─── Material provided ───

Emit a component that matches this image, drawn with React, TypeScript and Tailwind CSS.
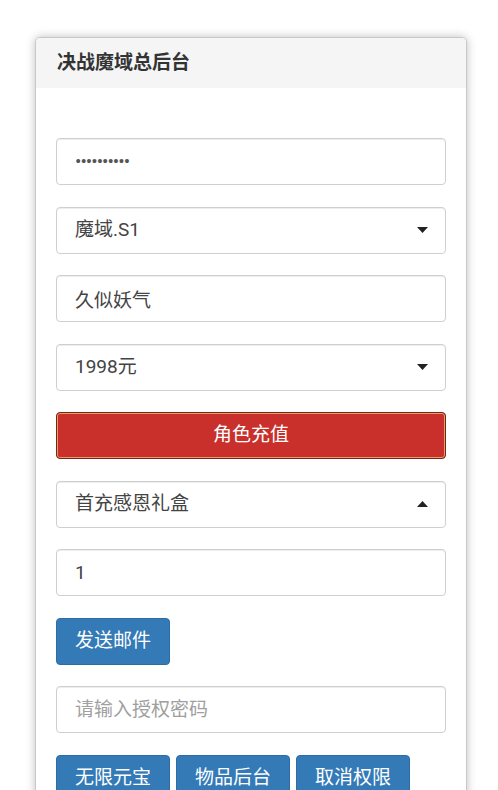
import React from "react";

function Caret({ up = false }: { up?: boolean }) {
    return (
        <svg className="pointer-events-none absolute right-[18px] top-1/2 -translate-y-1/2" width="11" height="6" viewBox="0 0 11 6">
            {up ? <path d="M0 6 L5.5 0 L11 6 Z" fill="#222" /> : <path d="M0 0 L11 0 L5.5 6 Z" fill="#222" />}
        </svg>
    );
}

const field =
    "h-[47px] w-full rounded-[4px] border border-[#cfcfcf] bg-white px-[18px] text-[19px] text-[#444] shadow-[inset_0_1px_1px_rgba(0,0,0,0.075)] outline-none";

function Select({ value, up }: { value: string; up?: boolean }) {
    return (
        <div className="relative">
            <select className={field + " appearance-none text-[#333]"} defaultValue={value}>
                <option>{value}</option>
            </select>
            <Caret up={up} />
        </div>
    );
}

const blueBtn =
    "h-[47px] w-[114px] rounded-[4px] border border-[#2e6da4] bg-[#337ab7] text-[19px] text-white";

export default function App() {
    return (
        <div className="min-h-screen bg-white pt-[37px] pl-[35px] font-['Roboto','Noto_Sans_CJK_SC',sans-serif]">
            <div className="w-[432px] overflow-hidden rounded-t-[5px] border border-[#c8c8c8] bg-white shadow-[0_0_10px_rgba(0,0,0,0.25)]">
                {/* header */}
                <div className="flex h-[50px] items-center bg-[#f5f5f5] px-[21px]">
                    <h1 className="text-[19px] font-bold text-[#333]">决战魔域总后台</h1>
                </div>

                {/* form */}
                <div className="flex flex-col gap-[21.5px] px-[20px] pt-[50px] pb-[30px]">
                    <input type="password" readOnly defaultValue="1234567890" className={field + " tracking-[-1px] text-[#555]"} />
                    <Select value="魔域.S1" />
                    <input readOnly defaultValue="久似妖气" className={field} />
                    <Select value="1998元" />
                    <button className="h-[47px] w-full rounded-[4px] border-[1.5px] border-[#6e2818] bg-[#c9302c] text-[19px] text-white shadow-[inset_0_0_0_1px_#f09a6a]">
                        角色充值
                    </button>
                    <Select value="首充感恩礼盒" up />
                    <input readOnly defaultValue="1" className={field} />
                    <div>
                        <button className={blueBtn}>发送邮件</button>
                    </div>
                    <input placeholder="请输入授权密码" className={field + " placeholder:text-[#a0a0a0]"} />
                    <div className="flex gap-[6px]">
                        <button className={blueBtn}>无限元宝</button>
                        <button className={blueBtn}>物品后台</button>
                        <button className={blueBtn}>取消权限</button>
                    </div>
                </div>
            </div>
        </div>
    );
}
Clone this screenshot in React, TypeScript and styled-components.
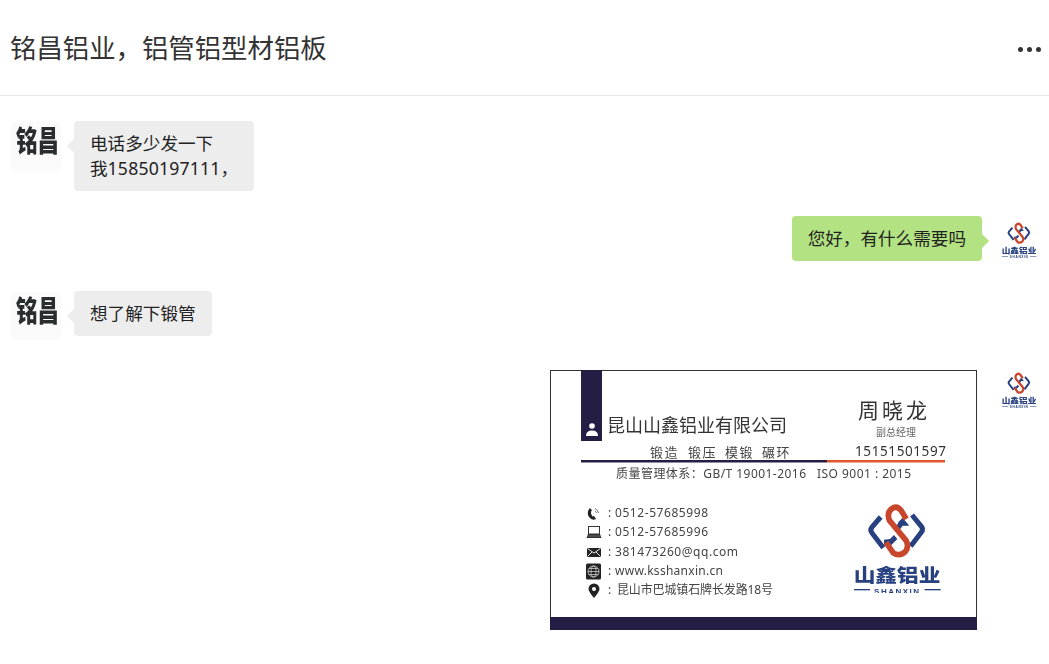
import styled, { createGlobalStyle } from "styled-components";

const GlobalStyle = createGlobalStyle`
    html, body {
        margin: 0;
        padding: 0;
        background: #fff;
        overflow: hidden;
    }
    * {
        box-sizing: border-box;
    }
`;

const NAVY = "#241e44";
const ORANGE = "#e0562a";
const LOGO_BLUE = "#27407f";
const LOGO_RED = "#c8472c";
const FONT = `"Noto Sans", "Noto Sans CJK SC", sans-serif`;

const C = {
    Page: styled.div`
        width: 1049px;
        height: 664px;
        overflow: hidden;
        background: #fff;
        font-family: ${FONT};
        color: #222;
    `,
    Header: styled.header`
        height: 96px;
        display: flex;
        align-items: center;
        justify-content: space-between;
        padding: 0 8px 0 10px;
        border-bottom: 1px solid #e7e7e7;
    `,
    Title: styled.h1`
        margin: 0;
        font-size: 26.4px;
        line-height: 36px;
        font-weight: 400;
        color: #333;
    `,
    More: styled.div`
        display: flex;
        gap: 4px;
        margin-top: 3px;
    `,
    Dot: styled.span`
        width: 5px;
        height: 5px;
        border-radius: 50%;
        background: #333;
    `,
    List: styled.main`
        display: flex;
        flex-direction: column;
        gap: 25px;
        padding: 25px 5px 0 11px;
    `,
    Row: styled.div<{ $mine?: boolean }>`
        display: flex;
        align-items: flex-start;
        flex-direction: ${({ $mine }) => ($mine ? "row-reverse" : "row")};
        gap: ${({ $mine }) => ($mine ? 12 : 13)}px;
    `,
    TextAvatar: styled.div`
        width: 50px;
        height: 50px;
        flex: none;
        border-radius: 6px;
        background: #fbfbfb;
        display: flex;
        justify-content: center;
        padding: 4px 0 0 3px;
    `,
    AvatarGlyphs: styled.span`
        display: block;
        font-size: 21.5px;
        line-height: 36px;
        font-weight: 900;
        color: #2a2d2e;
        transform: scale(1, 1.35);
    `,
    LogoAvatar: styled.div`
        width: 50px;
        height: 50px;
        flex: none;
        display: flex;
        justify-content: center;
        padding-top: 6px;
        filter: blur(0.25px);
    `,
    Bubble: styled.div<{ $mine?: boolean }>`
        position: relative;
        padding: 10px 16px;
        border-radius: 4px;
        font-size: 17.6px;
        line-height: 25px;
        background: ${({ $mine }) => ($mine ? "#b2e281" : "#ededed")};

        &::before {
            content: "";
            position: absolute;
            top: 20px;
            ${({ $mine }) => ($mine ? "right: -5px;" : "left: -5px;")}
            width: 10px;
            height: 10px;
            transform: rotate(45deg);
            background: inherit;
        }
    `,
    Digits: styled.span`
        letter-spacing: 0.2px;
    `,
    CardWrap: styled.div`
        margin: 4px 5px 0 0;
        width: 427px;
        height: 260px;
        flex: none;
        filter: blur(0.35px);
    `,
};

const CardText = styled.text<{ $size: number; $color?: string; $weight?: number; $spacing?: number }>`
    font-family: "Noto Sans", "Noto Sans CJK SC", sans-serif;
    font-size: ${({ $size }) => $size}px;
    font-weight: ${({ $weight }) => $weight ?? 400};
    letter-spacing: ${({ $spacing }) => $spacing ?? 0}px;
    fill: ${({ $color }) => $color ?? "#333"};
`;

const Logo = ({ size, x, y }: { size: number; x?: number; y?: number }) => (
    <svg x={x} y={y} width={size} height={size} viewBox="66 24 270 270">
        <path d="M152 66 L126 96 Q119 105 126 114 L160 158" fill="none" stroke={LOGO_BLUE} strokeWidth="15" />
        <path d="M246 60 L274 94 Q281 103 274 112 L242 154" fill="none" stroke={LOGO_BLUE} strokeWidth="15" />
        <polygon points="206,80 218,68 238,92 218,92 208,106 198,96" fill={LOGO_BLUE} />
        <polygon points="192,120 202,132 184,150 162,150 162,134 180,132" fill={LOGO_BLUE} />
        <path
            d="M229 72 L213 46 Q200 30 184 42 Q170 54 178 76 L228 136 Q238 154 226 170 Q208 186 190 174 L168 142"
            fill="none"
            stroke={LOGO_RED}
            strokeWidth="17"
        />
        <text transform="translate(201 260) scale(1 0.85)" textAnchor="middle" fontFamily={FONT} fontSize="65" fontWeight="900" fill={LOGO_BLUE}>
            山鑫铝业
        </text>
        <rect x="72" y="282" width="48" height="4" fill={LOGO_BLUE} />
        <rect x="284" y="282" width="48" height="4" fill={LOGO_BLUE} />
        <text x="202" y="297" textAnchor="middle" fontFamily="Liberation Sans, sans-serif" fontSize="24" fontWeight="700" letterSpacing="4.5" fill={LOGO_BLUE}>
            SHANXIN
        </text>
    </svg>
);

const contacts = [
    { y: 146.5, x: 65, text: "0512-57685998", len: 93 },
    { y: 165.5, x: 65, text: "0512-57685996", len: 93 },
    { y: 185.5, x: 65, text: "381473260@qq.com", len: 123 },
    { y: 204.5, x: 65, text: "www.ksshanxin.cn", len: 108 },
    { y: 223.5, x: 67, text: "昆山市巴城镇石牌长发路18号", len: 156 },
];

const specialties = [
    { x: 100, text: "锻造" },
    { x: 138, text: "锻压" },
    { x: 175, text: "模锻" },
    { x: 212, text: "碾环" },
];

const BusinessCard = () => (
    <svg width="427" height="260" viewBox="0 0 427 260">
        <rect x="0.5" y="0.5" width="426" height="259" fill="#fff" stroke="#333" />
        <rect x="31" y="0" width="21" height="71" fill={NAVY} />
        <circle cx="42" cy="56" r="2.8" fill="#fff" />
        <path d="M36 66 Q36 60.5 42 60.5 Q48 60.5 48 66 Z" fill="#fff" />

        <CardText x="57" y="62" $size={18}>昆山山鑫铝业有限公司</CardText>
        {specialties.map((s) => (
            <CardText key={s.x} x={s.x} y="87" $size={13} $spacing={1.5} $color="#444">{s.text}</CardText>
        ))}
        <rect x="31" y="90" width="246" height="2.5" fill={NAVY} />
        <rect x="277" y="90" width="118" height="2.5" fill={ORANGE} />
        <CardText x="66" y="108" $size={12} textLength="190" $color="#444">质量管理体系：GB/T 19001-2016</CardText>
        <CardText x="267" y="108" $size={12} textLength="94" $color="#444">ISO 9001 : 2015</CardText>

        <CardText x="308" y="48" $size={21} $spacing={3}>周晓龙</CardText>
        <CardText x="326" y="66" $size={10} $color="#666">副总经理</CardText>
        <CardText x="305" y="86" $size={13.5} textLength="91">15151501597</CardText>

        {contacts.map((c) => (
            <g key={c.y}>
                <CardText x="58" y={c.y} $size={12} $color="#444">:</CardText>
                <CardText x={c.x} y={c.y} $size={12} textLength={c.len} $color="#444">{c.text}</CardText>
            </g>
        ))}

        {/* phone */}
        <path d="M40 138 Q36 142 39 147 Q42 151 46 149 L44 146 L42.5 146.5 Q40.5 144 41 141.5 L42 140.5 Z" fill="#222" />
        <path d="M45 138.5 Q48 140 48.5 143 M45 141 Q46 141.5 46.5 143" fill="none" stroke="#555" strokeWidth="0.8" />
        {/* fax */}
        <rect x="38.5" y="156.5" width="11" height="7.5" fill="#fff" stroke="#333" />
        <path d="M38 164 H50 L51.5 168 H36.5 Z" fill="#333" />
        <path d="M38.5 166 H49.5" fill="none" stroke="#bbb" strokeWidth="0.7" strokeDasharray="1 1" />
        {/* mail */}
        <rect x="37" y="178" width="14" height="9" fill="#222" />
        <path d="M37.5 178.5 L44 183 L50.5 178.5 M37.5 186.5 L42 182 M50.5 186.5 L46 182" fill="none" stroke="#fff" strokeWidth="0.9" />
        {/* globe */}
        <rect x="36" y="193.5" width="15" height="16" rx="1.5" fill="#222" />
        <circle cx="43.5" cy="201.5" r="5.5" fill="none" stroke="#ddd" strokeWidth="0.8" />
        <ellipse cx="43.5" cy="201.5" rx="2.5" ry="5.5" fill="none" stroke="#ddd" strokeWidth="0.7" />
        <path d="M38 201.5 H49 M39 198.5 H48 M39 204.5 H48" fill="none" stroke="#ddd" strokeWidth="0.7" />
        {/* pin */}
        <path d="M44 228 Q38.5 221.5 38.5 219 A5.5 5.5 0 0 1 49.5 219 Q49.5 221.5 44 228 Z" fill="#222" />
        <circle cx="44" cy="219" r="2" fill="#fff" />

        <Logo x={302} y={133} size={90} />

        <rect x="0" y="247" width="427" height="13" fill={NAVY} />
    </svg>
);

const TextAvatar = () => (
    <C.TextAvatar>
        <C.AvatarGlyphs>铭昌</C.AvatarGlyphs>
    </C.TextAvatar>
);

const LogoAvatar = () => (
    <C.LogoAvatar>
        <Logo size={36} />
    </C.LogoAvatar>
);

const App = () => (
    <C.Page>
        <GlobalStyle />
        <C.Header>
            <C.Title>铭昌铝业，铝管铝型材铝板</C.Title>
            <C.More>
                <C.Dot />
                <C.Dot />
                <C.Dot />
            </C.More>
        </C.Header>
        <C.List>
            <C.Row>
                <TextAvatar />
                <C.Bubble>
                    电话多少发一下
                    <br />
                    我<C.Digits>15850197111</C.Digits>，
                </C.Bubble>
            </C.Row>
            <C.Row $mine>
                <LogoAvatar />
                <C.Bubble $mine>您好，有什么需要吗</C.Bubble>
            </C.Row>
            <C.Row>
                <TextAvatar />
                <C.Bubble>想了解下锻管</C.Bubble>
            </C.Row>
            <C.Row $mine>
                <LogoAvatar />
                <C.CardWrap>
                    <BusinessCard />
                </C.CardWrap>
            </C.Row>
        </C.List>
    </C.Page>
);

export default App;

───

To be done: Copy nothing past the line containing "rounded-[4px] border border-[#cfcfcf]": reproduce every line from the start of the records up to it, skipping pictures.

The reply:
Emit a component that matches this image, drawn with React, TypeScript and Tailwind CSS.
import React from "react";

function Caret({ up = false }: { up?: boolean }) {
    return (
        <svg className="pointer-events-none absolute right-[18px] top-1/2 -translate-y-1/2" width="11" height="6" viewBox="0 0 11 6">
            {up ? <path d="M0 6 L5.5 0 L11 6 Z" fill="#222" /> : <path d="M0 0 L11 0 L5.5 6 Z" fill="#222" />}
        </svg>
    );
}

const field =
    "h-[47px] w-full rounded-[4px] border border-[#cfcfcf] bg-white px-[18px] text-[19px] text-[#444] shadow-[inset_0_1px_1px_rgba(0,0,0,0.075)] outline-none";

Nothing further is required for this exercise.